2008-07-26

教室を書庫に

 図書館は原則として、蔵書として登録した本はそのままずーっと所蔵し続ける。

 だが実際のところは、図書館を利用している多くの人が知ってのとおり、保管場所がないために定期的に配布したり廃棄処分にしている。
 まとめて他の図書館に譲る場合もあるが、いずれにせよ毎年新しく入ってくる本の置き場を確保するため、常に図書館の本は間引かれている。

 一般に間引かれる本は、ひどく破損・汚損していて補修不能なものや、旅行ガイドみたいな古くなると利用価値がなくなるものが真っ先に対象になるが、それだけでは十分なスペースを確保できるわけではない。
 だから、買ってから何年経ったとか、長い間利用されていないとか、除籍条件をそれぞれの図書館で決めた「除籍候補リスト」をつくっている。
 その中から、司書が「これは絶対に除籍しちゃダメだ」と判断したものを除いて、あとは機械的に除籍してしまうのが普通のやり方だと思う。

 こういう状況を見ていると、いっそ置き場がないから新しい本は買わないという考え方もあっていいんじゃないか?なんて思ったりもする。

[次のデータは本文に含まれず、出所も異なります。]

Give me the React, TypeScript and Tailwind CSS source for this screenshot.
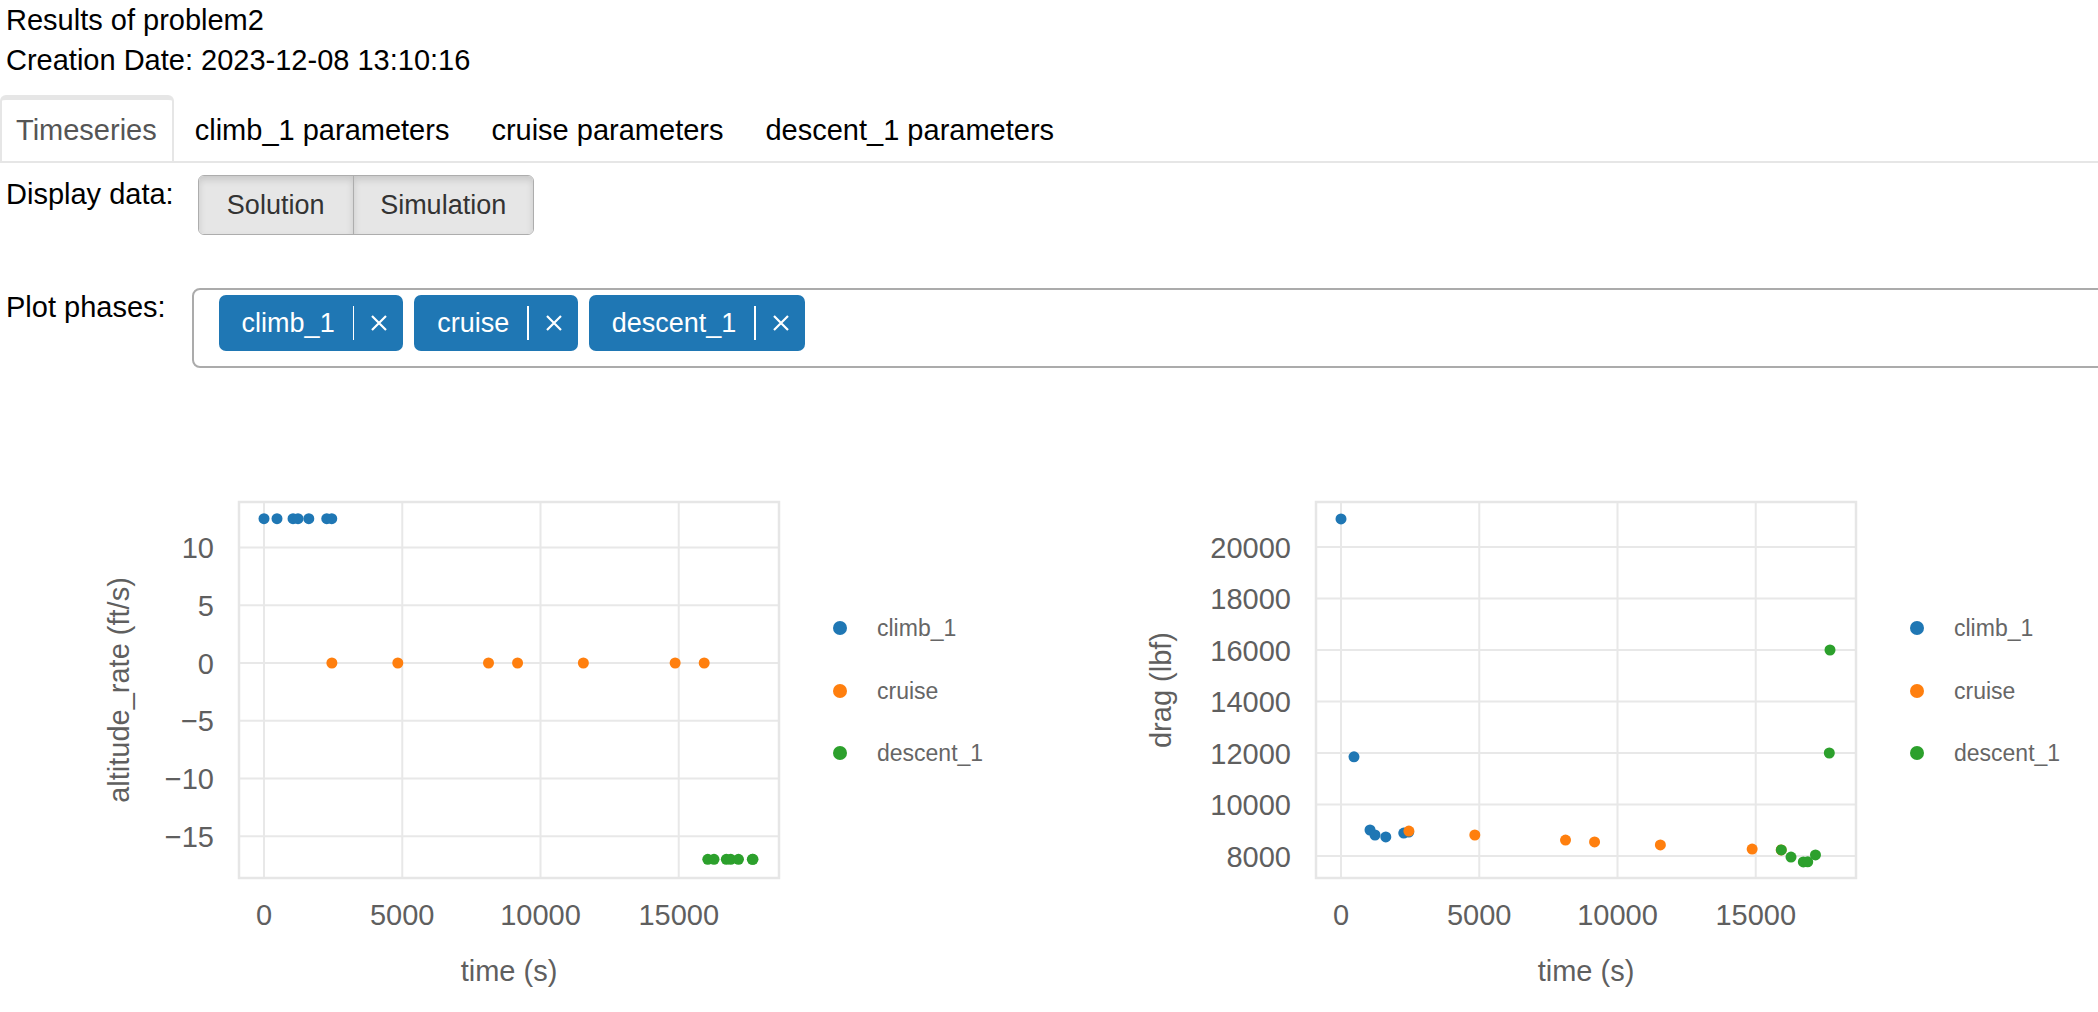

 幸い僕のところでは、まだまだ書庫に余裕があるので、開館以来一度も大々的な除籍はやっていない。恐らくあと5年以上、本の置き場に困ることはないが、書庫が溢れる前に対策を考えなければ、やはり毎年購入する分だけ廃棄して場所を確保するというサイクルに入ることになるだろう。
 そこで、将来的には小中学校の空き教室を書庫に使わせてもらえるよう、早めに話を進めてみることにした。
 既に、僕のいる市立図書館ができる前からあった公民館図書分室の児童書を、書架ごと幾つかの学校に分散配置したことがあるので、こうした話が比較的通りやすい状況でもある。
 教室に集密書架を入れて、何万冊も置こうとすれば、床の補強工事やら何やら大変な費用がかかってしまう。そこで、使用する教室数を増やして分散配置し、なるべく工事費がかからないようにしたいと考えている。
 少子化でどんどん増えていく市の小中学校の空き教室を、そうして活用すれば、各拠点と公共図書館との間に人や資料の流れが出てくる。
 それを足がかりに公共図書館の学校支援機能を充実させるとか、自治体内の広域サービスに繋げるといった展開も考えられる。
 昨今の物騒な事件の影響で、小中学校を一般に開放することに否定的な風潮もあるが、日曜日の校庭開放のように、施設そのものを一般に開放する動きは健在なのだから、十分に実現できるだろうと思う。

 ところで地方自治体の内部にある一般論として、自治体にはその規模に応じて必要十分な蔵書量を揃えれば良いという考え方がある。

 そんな考え方の根拠は、文部科学省の「公立図書館の設置及び運営上の望ましい基準」の報告書に記載されている数値目標だと思っていたが、実はそうではない。むしろ隣の自治体と比較してどうかという、横並び意識から出てきた考え方のようだ。
 確かに考えてみれば、大勢の行政職員がそんなマイナーな図書館の基準を知っているとは思えない。
 これはもう、本当に単純な横並び意識なのだから、本を廃棄せず蔵書数が増えて続けると、隣町と比べて充分に本が揃ったということになったとされてしまうのだ。
 そうなってしまうと、即座に図書購入予算を削りにかかることさえ十分考えられる。
 そんな環境に置かれた図書館が、本を買う予算を維持していくには、本を捨てて蔵書数を減らすのが手っ取り早いのだが、だからといって大量に本を廃棄することは図書館の使命を放棄するようなもの。
 姑息なようだが、帳簿の上では蔵書数を減らしつつ、黙って資料を保管し続けるのが、精一杯の抵抗ということになるのかもしれない。

 実際に、上層部で廃棄処分と決められた資料をどうしても捨てられず、黙って保管しているという公共図書館員の話を何度か聞いたことはある。
 そのように、担当者が異動になればお終いという非常に危うい状況で、細々と資料を保管している例は多い。

 こうした状況で現場にできることといえば、埋もれた資料をできるだけ表に出して、広く知ってもらうことだ。
 こんな資料がありますよと、様々な方法でとにかく伝えていくことが、地道だがもっとも図書館らしく効果的な取り組み方じゃないかと思う。
 せっかく収集した貴重な資料を廃棄せずに済む環境の確保や人材配置を、首長・議員・役所が明確に意識できるかどうかで、この先10年間で失われる資料の量は大きく違ってくる。
 それはよくわかっているが、図書館屋がひとりでロビー活動したところで、あまり効果的ではないだろう。
 やはり司書は司書なりに、図書館の機能を広く知ってもらえれば意識が変わると信じて、地道な情報発信で支持を得ることを目指すのが、最善の方策なのだろうと思う。